Als Thomas Jeutner am Spätabend einen Anruf von seinem Bruder erhält, weiß er, dass das vorhin kein Science Fiction war! Die Mauer ist tatsächlich offen, wenn auch noch nicht an der Oderberger Straße.

3.

´Es war die erste unblutige Revolution in der deutschen Geschichte ´, können Schüler heute in ihren Büchern darüber lesen. Sie ahnen die Dramatik – von der Massenflucht über Ungarn, den Botschaftsbesetzungen in Prag und Warschau, von  Gründungsaufrufen oppositioneller Gruppen. Sie lesen, wie zuerst Hunderte DDR-Bürger auf die Straßen gingen, bald schon Tausende und schließlich Millionen – getrieben von dem Wunsch nach Freiheit und Demokratie…

Lesen können sie es – doch ahnen sie damit auch die überbordenden Gefühle ihrer Eltern und Großeltern, als die Mauer schließlich fiel?

Und wann spürten wir selbst, dass dies eine historische Stunde ist? Beim Versprecher eines Politbüro-Mitglieds? Bei den ersten ´Wahnsinn!´ – Rufen auf der Bornholmer Brücke, bei stammelnden Politikern, dem plötzlichen Verkehrschaos? Spätabends erreichte mich ein Anruf aus Kanada: Unsere Freunde weinten am Telefon, denn sie sahen im kanadischen Fernsehen Trabi-Paraden und Freudentänze auf dem nächtlichen Ku´damm. Ich weinte mit… und nicht zum ersten Mal an diesem Abend.

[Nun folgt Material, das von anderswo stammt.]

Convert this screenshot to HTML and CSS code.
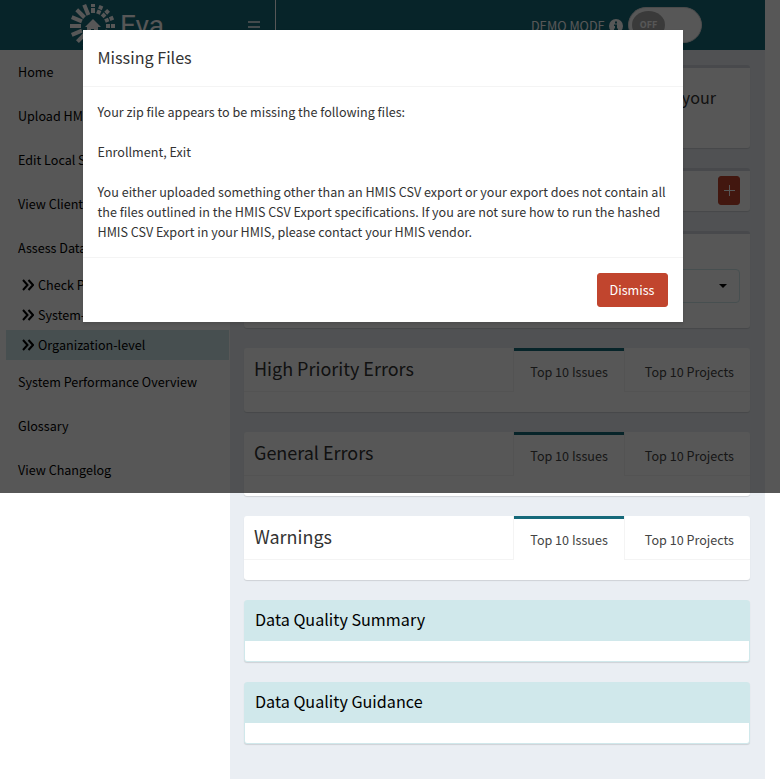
FILE: index.html
```html
<!DOCTYPE html>
<html lang="en">
<head>
<meta charset="utf-8">
<title>Eva</title>
<link rel="stylesheet" href="styles.css">
</head>
<body>
<div class="app">
  <header class="topbar">
    <div class="brand">
      <svg class="brand-sun" width="46" height="46" viewBox="-23 -23 46 46" aria-hidden="true">
        <g stroke="#fff" stroke-width="4">
          <path d="M0-13V-22" stroke-dasharray="5 1 3"/>
          <path d="M0-13V-22" stroke-dasharray="4 1 4" transform="rotate(22.5)"/>
          <path d="M0-13V-22" stroke-dasharray="4 1 4" transform="rotate(45)"/>
          <path d="M0-13V-22" stroke-dasharray="4 1 4" transform="rotate(67.5)"/>
          <path d="M0-13V-22" stroke-dasharray="4 1 4" transform="rotate(90)"/>
          <path d="M0-13V-22" transform="rotate(112.5)"/>
          <path d="M0-13V-22" transform="rotate(135)"/>
          <path d="M0-13V-22" transform="rotate(157.5)"/>
          <path d="M0-13V-22" transform="rotate(180)"/>
          <path d="M0-13V-22" transform="rotate(202.5)"/>
          <path d="M0-12V-22" transform="rotate(225)"/>
          <path d="M0-12V-23" transform="rotate(247.5)"/>
          <path d="M0-12V-23" transform="rotate(270)"/>
          <path d="M0-12V-23" transform="rotate(292.5)"/>
          <path d="M0-12V-23" transform="rotate(315)"/>
          <path d="M0-12V-23" transform="rotate(337.5)"/>
        </g>
        <path fill="#fff" d="M0-7 8 1H5V8H1V3H-2V8H-6V1H-8Z"/>
      </svg>
      <span class="brand-name">Eva</span>
    </div>
    <button class="menu-button" aria-label="Toggle navigation">
      <svg width="12" height="12" viewBox="0 0 12 12" aria-hidden="true"><path d="M0 1H12M0 6H12M0 11H12" stroke="#fff" stroke-width="1.500"/></svg>
    </button>
    <div class="demo">
      <label for="demo-switch">DEMO MODE</label>
      <svg class="info" width="14" height="14" viewBox="0 0 14 14" aria-hidden="true"><circle cx="7" cy="7" r="7" fill="#fff"/><path fill="#16697a" d="M6 2.500H8V4.500H6ZM5 5.500H8V9.500H9V11H5V9.500H6V7H5Z"/></svg>
      <span class="switch">
        <input type="checkbox" id="demo-switch">
        <span class="knob">OFF</span>
      </span>
    </div>
  </header>

  <div class="columns">
    <nav class="sidebar">
      <a href="#">Home</a>
      <a href="#">Upload HMIS</a>
      <a href="#">Edit Local Set</a>
      <a href="#">View Client</a>
      <a href="#">Assess Data</a>
      <a class="sub" href="#"><svg width="12" height="12" viewBox="0 0 12 12" aria-hidden="true"><path d="M1 1 5.500 6 1 11M6.500 1 11 6 6.500 11"/></svg>Check Project</a>
      <a class="sub" href="#"><svg width="12" height="12" viewBox="0 0 12 12" aria-hidden="true"><path d="M1 1 5.500 6 1 11M6.500 1 11 6 6.500 11"/></svg>System-level</a>
      <a class="sub active" href="#"><svg width="12" height="12" viewBox="0 0 12 12" aria-hidden="true"><path d="M1 1 5.500 6 1 11M6.500 1 11 6 6.500 11"/></svg>Organization-level</a>
      <a href="#">System Performance Overview</a>
      <a href="#">Glossary</a>
      <a href="#">View Changelog</a>
    </nav>

    <main class="content">
      <section class="box lined intro"><p>your</p></section>
      <section class="box lined tools"><button class="btn plus" aria-label="Expand"><svg width="11" height="11" viewBox="0 0 11 11" aria-hidden="true"><path d="M5.500 0V11M0 5.500H11" stroke="#fff"/></svg></button></section>
      <section class="box lined picker">
        <div class="select-wrap">
          <select aria-label="Organization"><option></option></select>
          <svg class="caret" width="8" height="4" viewBox="0 0 8 4" aria-hidden="true"><path d="M0 0H8L4 4Z"/></svg>
        </div>
      </section>

      <section class="box">
        <div class="tabs"><h3>High Priority Errors</h3><a class="tab on" href="#">Top 10 Issues</a><a class="tab" href="#">Top 10 Projects</a></div>
        <div class="empty"></div>
      </section>
      <section class="box">
        <div class="tabs"><h3>General Errors</h3><a class="tab on" href="#">Top 10 Issues</a><a class="tab" href="#">Top 10 Projects</a></div>
        <div class="empty"></div>
      </section>
      <section class="box">
        <div class="tabs"><h3>Warnings</h3><a class="tab on" href="#">Top 10 Issues</a><a class="tab" href="#">Top 10 Projects</a></div>
        <div class="empty"></div>
      </section>
      <section class="box solid"><h3>Data Quality Summary</h3><div class="empty"></div></section>
      <section class="box solid"><h3>Data Quality Guidance</h3><div class="empty"></div></section>
    </main>
  </div>
</div>

<div class="backdrop">
  <div class="modal" role="dialog" aria-labelledby="modal-title">
    <h4 class="modal-title" id="modal-title">Missing Files</h4>
    <div class="modal-body">
      <p>Your zip file appears to be missing the following files:</p>
      <p>Enrollment, Exit</p>
      <p>You either uploaded something other than an HMIS CSV export or your export does not contain all the files outlined in the HMIS CSV Export specifications. If you are not sure how to run the hashed HMIS CSV Export in your HMIS, please contact your HMIS vendor.</p>
    </div>
    <div class="modal-footer"><button class="btn">Dismiss</button></div>
  </div>
</div>
</body>
</html>
```
FILE: styles.css
```css
* { box-sizing: border-box; }
body {
  margin: 0;
  position: relative;
  background: #fff;
  color: #333;
  font: 14px/20px "Noto Sans CJK SC", "Noto Sans", sans-serif;
  font-size-adjust: 0.488;
}
h3, h4, p { margin: 0; font-weight: 400; }
a { color: inherit; text-decoration: none; }
button, select { font: inherit; font-size-adjust: inherit; }

.app { margin-right: 15px; min-height: 100vh; display: flex; flex-direction: column; }
.topbar { height: 50px; display: flex; background: #16697a; color: #fff; }
.brand { width: 230px; padding: 2px 0 0 4px; display: flex; justify-content: center; align-items: center; gap: 4px; }
.brand-name { font: 28px/32px Roboto, sans-serif; }
.menu-button {
  width: 46px;
  padding: 0 0 0 3px;
  border: 0;
  border-right: 1px solid #fff;
  background: none;
}
.menu-button svg { vertical-align: middle; }
.demo { margin-left: auto; padding-right: 63px; display: flex; align-items: center; }
.demo label { padding-top: 2px; }
.info { margin: 2px 5px 0 4px; }
.switch { position: relative; width: 74px; height: 36px; }
.switch input {
  appearance: none;
  width: 100%;
  height: 100%;
  margin: 0;
  border: 1px solid #ddd;
  border-radius: 18px;
  background: #fff;
}
.knob {
  position: absolute;
  top: 4px;
  left: 4px;
  width: 33px;
  height: 28px;
  border-radius: 50%;
  background: #aaa;
  font-size: 10px;
  font-weight: 700;
  line-height: 28px;
  text-align: center;
  pointer-events: none;
}

.columns { flex: 1; display: flex; }
.sidebar { width: 230px; flex: none; color: #000; }
.sidebar a { display: block; padding: 12px 18px; white-space: nowrap; overflow: hidden; }
.sidebar .sub { display: flex; align-items: center; gap: 4px; margin: 0 1px 0 6px; padding: 5px 16px; }
.sidebar .active { background: #d0e8eb; }
.sub svg { fill: none; stroke: #000; stroke-width: 2; }

.content {
  flex: 1;
  min-width: 0;
  padding: 15px 15px 35px 14px;
  display: flex;
  flex-direction: column;
  gap: 20px;
  background: #eaeef3;
}
.box { border-radius: 3px; background: #fff; box-shadow: 0 1px 1px rgba(0, 0, 0, .12); }
.lined { border-top: 3px solid #d2d6de; }
.intro { padding: 19px 34px 41px; text-align: right; font-size: 18px; }
.tools { padding: 5px 10px 6px; display: flex; justify-content: flex-end; }
.picker { padding: 35px 10px 25px; }
.select-wrap { position: relative; height: 34px; }
.select-wrap select {
  appearance: none;
  width: 100%;
  height: 100%;
  border: 1px solid #d0e8eb;
  border-radius: 4px;
  background: #fff;
}
.caret { position: absolute; top: 15px; right: 13px; pointer-events: none; }
.tabs { display: flex; height: 44px; }
.tabs h3 { flex: 1; padding: 10px; border-bottom: 1px solid #f4f4f4; font-size: 20px; }
.tab { padding: 14px 16px; border-bottom: 1px solid #f4f4f4; color: #444; }
.tab:last-child { padding-left: 20px; }
.tab.on {
  border: 1px solid #f4f4f4;
  border-width: 0 1px;
  box-shadow: inset 0 3px #16697a;
}
.empty { height: 20px; }
.solid { border: 1px solid #d0e8eb; }
.solid h3 { padding: 8px 10px 12px; background: #d0e8eb; color: #000; font-size: 18px; }

.btn { height: 34px; padding: 0 12px; border: 1px solid #c1452e; border-radius: 3px; background: #c1452e; color: #fff; }
.plus { width: 22px; height: 29px; padding: 0; }
.backdrop {
  position: absolute;
  top: 0;
  left: 0;
  width: 100%;
  height: 493px;
  padding: 30px 15px 0 0;
  background: rgba(0, 0, 0, .66);
}
.modal { max-width: 600px; margin: 0 auto; background: #fff; box-shadow: 0 2px 3px rgba(0, 0, 0, .12); }
.modal-title { padding: 15px 15px 16px; border-bottom: 1px solid #f4f4f4; font-size: 18px; line-height: 25px; }
.modal-body { padding: 15px; display: grid; gap: 20px; }
.modal-footer { padding: 15px; border-top: 1px solid #f4f4f4; text-align: right; }
.modal-footer .btn { display: inline-block; vertical-align: top; }
```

Schon am nächsten Tag konnte man in Kreuzberg kaum noch treten. Ost-Berlin schien geschlossen Richtung Westen gerückt zu sein. Noch immer herrschte Ausnahmezustand, lag ´Wahnsinn!´ in der Luft. An reguläre Arbeit war nicht mehr zu denken. Was konnte man anderes tun an diesem Tag als mitzustrahlen und im Pennymarkt was Trinkbares zum Anstoßen zu holen?

Am 11.November stand ich dann am Checkpoint Charlie. Eine Schulklasse zog mich dort in ihren Bann, die aussah, als hätte sie bereits zwei Tage und Nächte durchgefeiert. Müde schauten sie auf kofferbeladene Flüchtlinge, durch den Checkpoint hasteten jetzt vor allem Familien mit Kindern: Wer wusste denn, ob das ganze nicht ein Versehen war und morgen die Grenzer wieder aufmarschierten?

Im Unterschied zu seiner Klasse war der Lehrer hellwach – hingerissen kommmentierte er das Geschehen. Der Mantel der Geschichte wehte, und er durfte mit seiner Klasse dabei sein: ´Nadine, schlaf nicht!´, rief er einem Mädchen zu. ´Schlafen kannst Du zuhause. Hier…´ – seine Arme fuchtelten in Richtung der hastenden DDR-Bürger – ´hier fliehen noch Menschen von Ost nach West!´… Nadine versuchte, sich zu straffen. Und ich vergaß, die Jugendlichen zu fragen, woher sie kommen.

Unter den vielen Episoden in diesem Herbst 1989 gehört diese zu meinen liebsten. Die Schüler dürften heute etwa 40 Jahre alt sein. Und keiner von ihnen wird diese Klassenfahrt vergessen haben, da bin ich sicher.